I had Word read me the first 17 drafted chapters (183 pages) of my incomplete Boudica and The Beast story. It took a long time to read, so that originally intended short story is demonstrating itself a novel in the making, especially as it might be only half drafted.
The rereading was necessary as I had taken a break from writing to draft teaser short stories to world build especially around the besieged city of Pilgerruh. This allowed me to develop other characters like the city’s rebel leader & the assassin who will wound The Butcher, describe conditions within the city, and demonstrate the impact on rebel soldiers.
After being away from the main characters for a while, I found that I liked the way I developed the characters.
Boudica is the heroine of the story; we meet her as a rebel soldier nearly dead on the battlefield from a head wound.
Pregnant Olga is her mentor & voice of reason as Boudica adapts to her new life; I like Olga as she is a competent female character.
Meanwhile, The Butcher so far has been a terrible bloody and abusive beast, who also healed Boudica’s wounds and still grieves the death of his wife & son in a terrorist car bomb at the start of the civil war.
One of those drafted teaser stories became the novel’s first chapter with The Butcher finding an unconscious Boudica receiving first aid on a recent battlefield. The female medic acts as a stand in for the voice of the reader. As the story world is introduced, the medic emotes & says how terrible & cruel everything is. However, she also recognized her enemy’s pain and the empathy that The Butcher has for the young soldier (Boudica) he had injured in the earlier battle. As The Butcher took the rebel medic prisoner & gave her as a gift to his lead army doctor, she reappears later in the novel a couple times when The Butcher is injured in battle & requires medical treatment.
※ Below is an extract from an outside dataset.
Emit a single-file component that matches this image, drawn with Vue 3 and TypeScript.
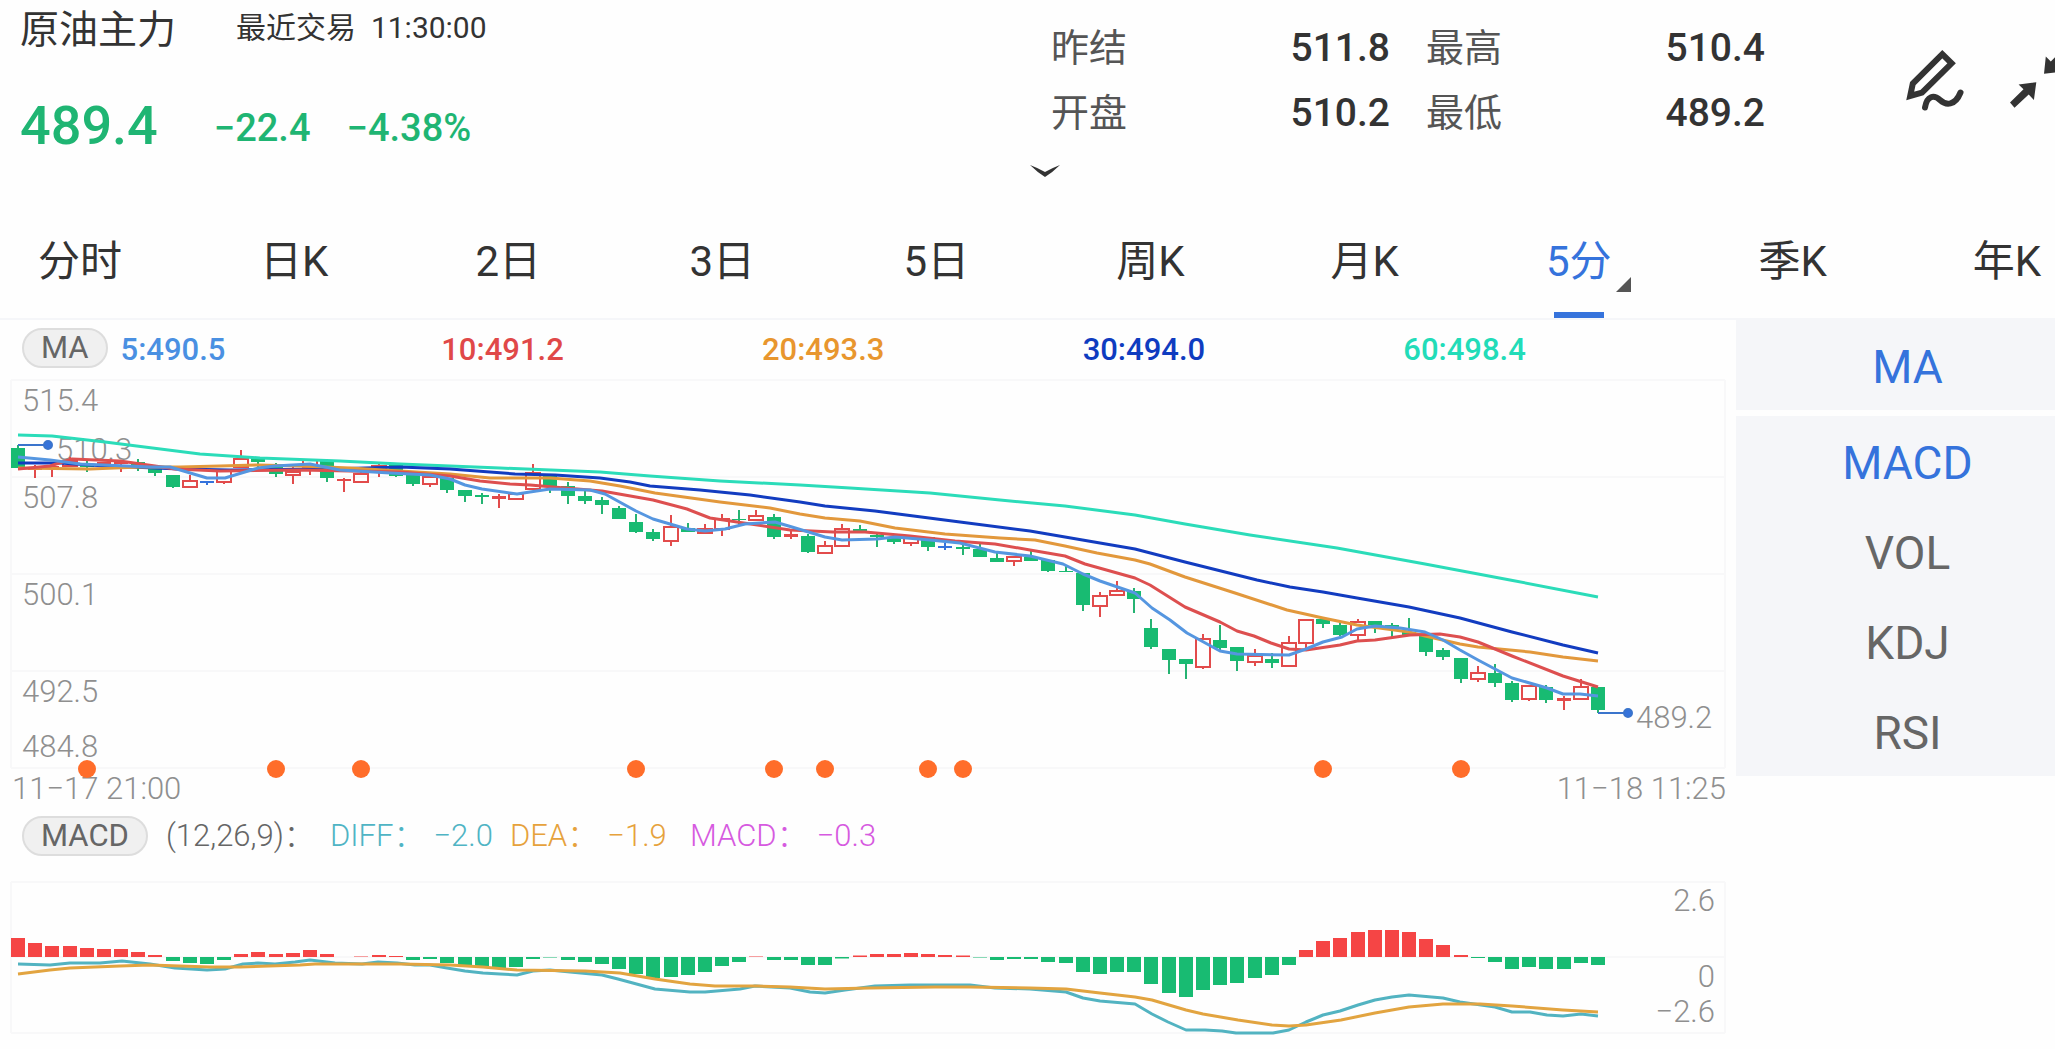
<script setup lang="ts">
import { ref } from 'vue'

type Kind = 'up' | 'down' | 'flat'
type Row = [Kind, number, number, number, number]
type Point = [number, number]

const tabs = ['分时', '日K', '2日', '3日', '5日', '周K', '月K', '5分', '季K', '年K']
const activeTab = ref('5分')
const subIndicators = ['MACD', 'VOL', 'KDJ', 'RSI']
const activeSub = ref('MACD')

const stats = [
  { label: '昨结', value: '511.8' },
  { label: '最高', value: '510.4' },
  { label: '开盘', value: '510.2' },
  { label: '最低', value: '489.2' },
]

const averages = [
  { text: '5:490.5', color: '#4a90e2' },
  { text: '10:491.2', color: '#e04848' },
  { text: '20:493.3', color: '#e8962e' },
  { text: '30:494.0', color: '#0f3cc0' },
  { text: '60:498.4', color: '#22dcb8' },
]

const macdValues = [
  { name: 'DIFF：', value: '−2.0', color: '#4fb4c4' },
  { name: 'DEA：', value: '−1.9', color: '#e6a23c' },
  { name: 'MACD：', value: '−0.3', color: '#d65ae0' },
]

const first = 18
const step = 1580 / 92
const xAt = (i: number) => Math.round(first + i * step)

// kind, body top, body bottom, high, low
const rows: Row[] = [
  ['down', 448, 468, 445, 468], ['up', 468, 470, 465, 478], ['up', 466, 468, 463, 477], ['up', 460, 467, 457, 467],
  ['down', 464, 467, 460, 472], ['up', 462, 464, 462, 467], ['up', 461, 464, 461, 472], ['down', 462, 468, 459, 471],
  ['down', 469, 473, 469, 476], ['down', 475, 487, 475, 488], ['up', 480, 488, 475, 488], ['flat', 481, 483, 481, 485],
  ['up', 470, 483, 470, 484], ['up', 458, 468, 450, 468], ['down', 458, 462, 457, 469], ['down', 465, 474, 463, 477],
  ['up', 471, 476, 465, 484], ['up', 459, 469, 459, 475], ['down', 460, 478, 460, 482], ['up', 479, 481, 478, 492],
  ['up', 473, 483, 470, 483], ['up', 465, 473, 464, 477], ['down', 465, 476, 465, 477], ['down', 475, 484, 474, 486],
  ['up', 476, 485, 476, 487], ['down', 478, 490, 478, 493], ['down', 490, 496, 490, 502], ['down', 495, 497, 493, 504],
  ['up', 496, 499, 494, 508], ['up', 493, 500, 493, 500], ['up', 472, 490, 464, 490], ['down', 474, 486, 474, 493],
  ['down', 486, 496, 482, 504], ['down', 496, 501, 491, 504], ['down', 500, 505, 497, 514], ['down', 508, 519, 506, 519],
  ['down', 522, 532, 514, 533], ['down', 532, 539, 529, 541], ['up', 526, 542, 515, 546], ['down', 528, 532, 523, 532],
  ['up', 528, 534, 524, 534], ['up', 518, 530, 514, 536], ['down', 519, 520, 510, 525], ['up', 515, 521, 510, 521],
  ['down', 517, 537, 514, 539], ['up', 534, 537, 531, 539], ['down', 536, 552, 534, 553], ['up', 545, 554, 541, 554],
  ['up', 528, 547, 524, 547], ['down', 529, 531, 525, 533], ['down', 535, 537, 533, 547], ['down', 537, 542, 537, 544],
  ['up', 537, 544, 537, 546], ['down', 537, 547, 537, 551], ['flat', 546, 548, 543, 550], ['down', 547, 549, 545, 555],
  ['down', 549, 557, 543, 557], ['down', 558, 562, 553, 562], ['up', 556, 562, 556, 566], ['down', 557, 561, 551, 561],
  ['down', 560, 571, 560, 572], ['down', 571, 572, 565, 572], ['down', 573, 605, 573, 611], ['up', 595, 607, 592, 617],
  ['up', 590, 596, 581, 596], ['down', 591, 599, 588, 613], ['down', 628, 647, 619, 649], ['down', 649, 660, 649, 674],
  ['down', 659, 664, 659, 679], ['up', 638, 668, 634, 669], ['down', 640, 648, 625, 650], ['down', 647, 661, 647, 671],
  ['up', 655, 663, 649, 666], ['down', 659, 663, 653, 668], ['up', 642, 667, 636, 667], ['up', 619, 644, 619, 648],
  ['down', 619, 624, 619, 628], ['down', 625, 635, 623, 636], ['up', 621, 636, 619, 640], ['down', 621, 625, 621, 633],
  ['down', 625, 628, 623, 637], ['down', 632, 635, 618, 635], ['down', 635, 652, 635, 656], ['down', 650, 657, 648, 660],
  ['down', 658, 679, 658, 683], ['up', 672, 680, 666, 682], ['down', 673, 683, 664, 687], ['down', 683, 700, 681, 702],
  ['up', 685, 700, 685, 701], ['down', 687, 700, 685, 703], ['up', 698, 701, 696, 710], ['up', 686, 700, 679, 700],
  ['down', 687, 710, 687, 713],
]

const candles = rows.map(([kind, top, bottom, high, low], i) => ({
  kind, top, bottom, high, low,
  x: xAt(i),
  hollow: kind === 'up' && bottom - top > 4,
}))

const lines: { color: string; points: Point[] }[] = [
  {
    color: '#2bdcb9',
    points: [[18, 435], [52, 436], [105, 442], [200, 454], [260, 458], [340, 461], [400, 464], [450, 466], [500, 468], [600, 472], [650, 476], [720, 481], [800, 485], [850, 488], [930, 493], [1000, 500], [1065, 506], [1135, 515], [1185, 524], [1250, 535], [1337, 548], [1425, 564], [1510, 580], [1598, 597]],
  },
  {
    color: '#123cc0',
    points: [[18, 463], [60, 463], [105, 466], [180, 469], [230, 470], [330, 469], [400, 467], [450, 469], [515, 474], [555, 475], [600, 478], [630, 482], [650, 486], [700, 490], [750, 495], [800, 502], [825, 506], [875, 511], [960, 522], [1030, 531], [1065, 537], [1100, 543], [1135, 549], [1185, 562], [1257, 580], [1290, 587], [1323, 592], [1357, 598], [1409, 607], [1460, 618], [1512, 632], [1563, 645], [1598, 653]],
  },
  {
    color: '#e2983c',
    points: [[18, 468], [90, 469], [140, 467], [180, 467], [220, 466], [258, 465], [300, 466], [350, 468], [400, 471], [450, 474], [490, 478], [550, 478], [590, 481], [620, 486], [655, 493], [720, 502], [770, 508], [800, 514], [825, 518], [860, 521], [895, 528], [945, 534], [1000, 538], [1035, 540], [1065, 546], [1097, 553], [1135, 560], [1150, 564], [1185, 577], [1235, 593], [1287, 610], [1323, 618], [1357, 625], [1409, 632], [1425, 636], [1460, 644], [1478, 647], [1510, 650], [1530, 652], [1563, 657], [1598, 661]],
  },
  {
    color: '#dd4f4f',
    points: [[18, 469], [50, 466], [72, 459], [120, 461], [155, 466], [175, 469], [220, 471], [300, 470], [350, 471], [400, 472], [450, 476], [480, 481], [510, 484], [530, 485], [565, 488], [602, 491], [653, 500], [687, 509], [710, 518], [737, 522], [790, 530], [833, 532], [865, 532], [910, 536], [955, 541], [995, 544], [1030, 550], [1065, 556], [1085, 564], [1135, 578], [1150, 585], [1185, 607], [1220, 622], [1237, 631], [1254, 636], [1271, 643], [1289, 649], [1306, 650], [1340, 645], [1357, 641], [1375, 640], [1410, 635], [1440, 634], [1460, 637], [1478, 642], [1512, 656], [1563, 676], [1598, 687]],
  },
  {
    color: '#5596e0',
    points: [[18, 457], [50, 460], [80, 464], [150, 467], [170, 467], [207, 478], [225, 478], [258, 468], [275, 466], [310, 464], [340, 470], [390, 473], [430, 475], [450, 479], [465, 485], [482, 489], [517, 494], [530, 492], [550, 489], [590, 490], [605, 494], [636, 511], [653, 519], [687, 529], [705, 531], [725, 529], [745, 524], [775, 522], [792, 527], [825, 537], [842, 540], [877, 539], [895, 537], [930, 540], [960, 543], [995, 552], [1030, 556], [1063, 564], [1083, 574], [1100, 581], [1135, 593], [1152, 608], [1170, 620], [1187, 633], [1220, 651], [1237, 654], [1289, 655], [1306, 649], [1323, 642], [1342, 637], [1357, 629], [1375, 626], [1400, 628], [1425, 632], [1443, 640], [1460, 650], [1478, 660], [1495, 669], [1512, 678], [1547, 688], [1563, 694], [1580, 694], [1598, 696]],
  },
]

const toPoints = (points: Point[]) => points.map((p) => p.join(',')).join(' ')

const gridRows = [380, 477, 574, 671, 768]
const priceLabels = [
  { text: '515.4', y: 411 },
  { text: '507.8', y: 508 },
  { text: '500.1', y: 605 },
  { text: '492.5', y: 702 },
  { text: '484.8', y: 757 },
]
const markers = [4, 15, 20, 36, 44, 47, 53, 55, 76, 84].map(xAt)

// signed bar heights around the zero line
const zero = 957
const heights = [
  19, 14, 11, 11, 9, 8, 8, 5, 2, -4, -6, -7, -3, 3, 5, 3, 4, 7, 3, 0, 0.5, 2, 1, -3, -2, -6, -9, -10, -11, -10, -2,
  -0.5, -3, -5, -7, -12, -17, -21, -20, -18, -15, -9, -5, 0.5, -3, -3, -8, -8, -1.5, 1.5, 3, 3, 4, 3, 2, 1.5, -0.5,
  -3, -2, -2, -5, -6, -15, -17, -15, -15, -27, -36, -40, -33, -28, -26, -21, -18, -8, 7, 16, 19, 25, 27, 27, 25, 18,
  12, 2, -1, -5, -12, -10, -12, -12, -6, -8,
]
const bars = heights.map((h, i) => ({
  x: xAt(i) - 7,
  y: h > 0 ? zero - h : zero,
  height: Math.abs(h),
  color: h > 0 ? '#f54545' : '#18bb72',
}))

const diff: Point[] = [[18, 964], [50, 965], [70, 963], [100, 963], [122, 961], [150, 964], [175, 968], [207, 970], [225, 969], [243, 964], [258, 963], [275, 964], [295, 962], [310, 960], [335, 963], [362, 964], [378, 962], [397, 963], [415, 965], [430, 965], [447, 968], [465, 971], [483, 973], [500, 974], [517, 975], [533, 971], [550, 970], [570, 972], [602, 975], [618, 979], [655, 989], [690, 992], [705, 992], [740, 989], [755, 986], [790, 988], [810, 992], [825, 993], [845, 990], [875, 986], [910, 985], [970, 985], [995, 988], [1030, 989], [1066, 992], [1083, 998], [1100, 1001], [1135, 1004], [1152, 1014], [1168, 1022], [1186, 1030], [1205, 1030], [1222, 1031], [1236, 1033], [1273, 1033], [1289, 1030], [1306, 1022], [1323, 1015], [1340, 1011], [1358, 1005], [1375, 1000], [1392, 997], [1409, 995], [1443, 998], [1460, 1002], [1495, 1007], [1512, 1012], [1530, 1012], [1547, 1015], [1563, 1016], [1581, 1014], [1598, 1016]]
const dea: Point[] = [[18, 974], [50, 970], [70, 968], [120, 966], [150, 965], [180, 966], [210, 967], [240, 967], [300, 965], [315, 964], [400, 964], [450, 965], [483, 967], [517, 970], [585, 971], [620, 973], [655, 979], [690, 984], [715, 986], [757, 986], [790, 987], [825, 989], [870, 988], [935, 987], [970, 987], [1030, 988], [1066, 989], [1100, 993], [1135, 997], [1152, 1000], [1186, 1010], [1203, 1014], [1238, 1020], [1272, 1025], [1289, 1026], [1306, 1025], [1341, 1020], [1375, 1013], [1409, 1007], [1443, 1004], [1480, 1004], [1512, 1006], [1563, 1010], [1598, 1012]]
</script>

<template>
  <main class="page">
    <header class="header">
      <div class="quote">
        <div class="title-row">
          <h1 class="title">原油主力</h1>
          <span class="time">最近交易&nbsp; 11:30:00</span>
        </div>
        <div class="price-row">
          <strong class="price">489.4</strong>
          <span class="change">−22.4</span>
          <span class="change">−4.38%</span>
        </div>
      </div>
      <dl class="stats">
        <div v-for="s in stats" :key="s.label" class="stat">
          <dt>{{ s.label }}</dt>
          <dd>{{ s.value }}</dd>
        </div>
      </dl>
      <div class="tools">
        <button type="button" aria-label="画线">
          <svg width="64" height="68" viewBox="24 16 64 68" fill="none" stroke="#333" stroke-width="6">
            <path d="M62.3 24.2 71.6 33.3 42 62.6 30.2 66 32.8 53.6Z" />
            <path d="M45 77.5C47 65.500 54 64.500 60 70S75 76 80.500 62.500" stroke-width="6" stroke-linecap="round" />
          </svg>
        </button>
        <button type="button" aria-label="退出全屏">
          <svg width="64" height="68" viewBox="126 16 64 68" fill="#333">
            <path d="M156.300 52.200 138.600 54.500 143.500 59.300 130 72.500 134.500 77.800 148.700 64.500 153.900 70Z" />
            <path d="M164 43.700 165.800 26.500 170.800 31.500 184 18 189 23 175.800 36.500 181 41.700Z" />
          </svg>
        </button>
      </div>
    </header>

    <div class="expand">
      <button type="button" aria-label="展开">
        <svg width="32" height="14" viewBox="0 0 32 14"><path d="M1 1Q9 4 16 8Q23 4 31 1Q24 8 16 13Q8 8 1 1Z" fill="#333" /></svg>
      </button>
    </div>

    <div class="tabs-clip">
      <nav class="tabs">
        <button
          v-for="tab in tabs"
          :key="tab"
          type="button"
          class="tab"
          :class="{ active: tab === activeTab }"
          @click="activeTab = tab"
        >{{ tab }}</button>
      </nav>
    </div>

    <div class="body">
      <section class="charts">
        <div class="legend">
          <button type="button" class="pill">MA</button>
          <ul class="averages">
            <li v-for="a in averages" :key="a.text" :style="{ color: a.color }">{{ a.text }}</li>
          </ul>
        </div>

        <svg class="chart" viewBox="0 376 1736 430">
          <g class="grid">
            <line v-for="y in gridRows" :key="y" x1="11" x2="1725" :y1="y" :y2="y" />
            <path d="M11 380V768M1725 380V768" />
          </g>
          <g class="labels">
            <text v-for="l in priceLabels" :key="l.text" x="22" :y="l.y">{{ l.text }}</text>
            <text x="56" y="460">510.3</text>
            <text x="1636" y="728">489.2</text>
            <text x="12" y="799">11−17 21:00</text>
            <text x="1726" y="799" text-anchor="end">11−18 11:25</text>
          </g>
          <g v-for="(c, i) in candles" :key="i" :class="c.kind">
            <template v-if="c.hollow">
              <path :d="`M${c.x} ${c.high}V${c.top}M${c.x} ${c.bottom}V${c.low}`" />
              <rect :x="c.x - 7" :y="c.top + 1" width="14" :height="c.bottom - c.top - 2" fill="none" />
            </template>
            <template v-else>
              <path :d="`M${c.x} ${c.high}V${c.low}`" />
              <rect class="solid" :x="c.x - 7" :y="c.top" width="14" :height="c.bottom - c.top" />
            </template>
          </g>
          <polyline v-for="l in lines" :key="l.color" class="line" :points="toPoints(l.points)" :stroke="l.color" />
          <g class="pointer">
            <path d="M18 445H48M1598 713H1628" />
            <circle cx="48" cy="445" r="4" />
            <circle cx="1628" cy="713" r="4" />
          </g>
          <circle v-for="x in markers" :key="x" :cx="x" cy="769" r="9" fill="#ff6d2a" />
        </svg>

        <div class="legend macd-legend">
          <button type="button" class="pill">MACD</button>
          <span class="params">(12,26,9)：</span>
          <span v-for="m in macdValues" :key="m.name" class="macd-value" :style="{ color: m.color }">
            <span>{{ m.name }}</span><span>{{ m.value }}</span>
          </span>
        </div>

        <svg class="chart" viewBox="0 866 1736 174">
          <g class="grid">
            <path d="M11 882H1725M11 957H1725M11 1033H1725M11 882V1033M1725 882V1033" />
          </g>
          <rect v-for="(b, i) in bars" :key="i" :x="b.x" :y="b.y" width="14" :height="b.height" :fill="b.color" />
          <polyline class="line" :points="toPoints(diff)" stroke="#52b3c1" />
          <polyline class="line" :points="toPoints(dea)" stroke="#e2a440" />
          <g class="labels" text-anchor="end">
            <text x="1715" y="911">2.6</text>
            <text x="1715" y="987">0</text>
            <text x="1715" y="1022">−2.6</text>
          </g>
        </svg>
      </section>

      <aside class="side">
        <div class="group">
          <button type="button" class="indicator active">MA</button>
        </div>
        <div class="group">
          <button
            v-for="name in subIndicators"
            :key="name"
            type="button"
            class="indicator"
            :class="{ active: name === activeSub }"
            @click="activeSub = name"
          >{{ name }}</button>
        </div>
      </aside>
    </div>
  </main>
</template>

<style>
body {
  margin: 0;
  background: #fefefe;
}
</style>

<style scoped>
.page {
  font-family: Roboto, 'Noto Sans CJK SC', sans-serif;
  font-weight: 400;
  color: #333;
  overflow: hidden;
}
button {
  font: inherit;
  color: inherit;
  background: none;
  border: 0;
  padding: 0;
  cursor: pointer;
}
svg {
  display: block;
}
.header {
  display: flex;
  height: 160px;
  margin-right: -15px;
}
.quote {
  flex: 1;
  padding-left: 20px;
  white-space: nowrap;
}
.title-row {
  display: flex;
  align-items: center;
  gap: 60px;
  height: 60px;
}
.title {
  margin: 0;
  font-size: 39px;
  font-weight: 400;
  line-height: 60px;
}
.time {
  font-size: 30px;
  line-height: 30px;
  padding-bottom: 4px;
}
.price-row {
  display: flex;
  align-items: center;
  gap: 36px;
  margin-top: 32px;
  color: #1fb573;
  line-height: 64px;
}
.price {
  font-size: 54px;
  font-weight: 500;
  margin-right: 20px;
}
.change {
  font-size: 38px;
  font-weight: 500;
  padding-top: 4px;
}
.stats {
  display: grid;
  grid-template-columns: 339px 339px;
  column-gap: 36px;
  grid-auto-rows: 65px;
  margin: 16px 0 0;
}
.stat {
  display: flex;
  justify-content: space-between;
  line-height: 64px;
}
.stat dt {
  font-size: 38px;
  color: #555;
}
.stat dd {
  margin: 0;
  font-size: 39px;
  font-weight: 500;
}
.tools {
  display: flex;
  align-items: flex-start;
  gap: 38px;
  padding-top: 46px;
  margin-left: 139px;
}
.expand {
  display: flex;
  justify-content: center;
  padding: 4px 0 36px 35px;
}
.tabs-clip {
  overflow: hidden;
  border-bottom: 2px solid #f5f6f9;
}
.tabs {
  display: flex;
  margin: 0 -59px 0 -27px;
}
.tab {
  position: relative;
  flex: 1;
  height: 104px;
  padding-bottom: 8px;
  font-size: 42px;
  line-height: 96px;
}
.tab.active {
  color: #3573dc;
}
.tab.active::before {
  content: '';
  position: absolute;
  left: 50%;
  bottom: 0;
  width: 50px;
  height: 6px;
  margin-left: -25px;
  background: #3573dc;
}
.tab.active::after {
  content: '';
  position: absolute;
  left: 50%;
  bottom: 26px;
  margin-left: 37px;
  border-left: 15px solid transparent;
  border-bottom: 15px solid #555;
}
.body {
  display: flex;
  align-items: flex-start;
}
.charts {
  flex: 1;
  min-width: 0;
}
.legend {
  display: flex;
  align-items: center;
  height: 56px;
  padding: 0 12px 0 22px;
  font-size: 31px;
  line-height: 36px;
  white-space: nowrap;
  color: #666;
  font-weight: 300;
}
.macd-legend {
  height: 60px;
}
.pill {
  box-sizing: border-box;
  height: 40px;
  padding: 0 17px;
  border: 2px solid #ddd;
  border-radius: 20px;
  background: #f0f0f0;
  font-weight: 400;
}
.averages {
  display: flex;
  flex: 1;
  margin: 0 0 0 13px;
  padding: 4px 0 0;
  list-style: none;
  font-weight: 500;
}
.averages li {
  flex: 1;
}
.params {
  width: 164px;
  margin-left: 18px;
}
.macd-value {
  display: flex;
  gap: 9px;
  min-width: 180px;
}
.chart {
  width: 100%;
  height: auto;
}
.grid {
  stroke: #f8f8f9;
  stroke-width: 2;
  fill: none;
}
.labels {
  font-size: 31px;
  font-weight: 300;
  fill: #8f8f8f;
}
.up,
.down,
.flat {
  stroke-width: 2;
}
.up {
  stroke: #e24b4b;
}
.down {
  stroke: #25b372;
}
.flat {
  stroke: #3573dc;
}
.solid {
  stroke: none;
}
.up .solid {
  fill: #e24b4b;
}
.down .solid {
  fill: #18bb72;
}
.flat .solid {
  fill: #3573dc;
}
.line {
  fill: none;
  stroke-width: 3;
  stroke-linejoin: round;
}
.pointer {
  fill: #3573dc;
  stroke: #3a74cc;
  stroke-width: 2;
}
.side {
  width: 319px;
  display: flex;
  flex-direction: column;
  gap: 6px;
}
.group {
  background: #f5f6f9;
  padding-left: 24px;
}
.indicator {
  display: block;
  width: 100%;
  height: 90px;
  padding-top: 3px;
  font-size: 46px;
  color: #666;
}
.indicator.active {
  color: #3573dc;
}
</style>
Note to self: I was pondering Boudica’s given name before The Butcher renamed her. Perhaps Antigone, from Sophocles’ plays, as the war has made The Butcher the living dead, and he spends a good part of the story so far half blind from a head wound. This would be revealed in the book she selects to read (Sophocles’ Oedipal trilogy) when Olga is training her and in a flashback chapter with her parents dramatizing the ideas that lead to the civil war.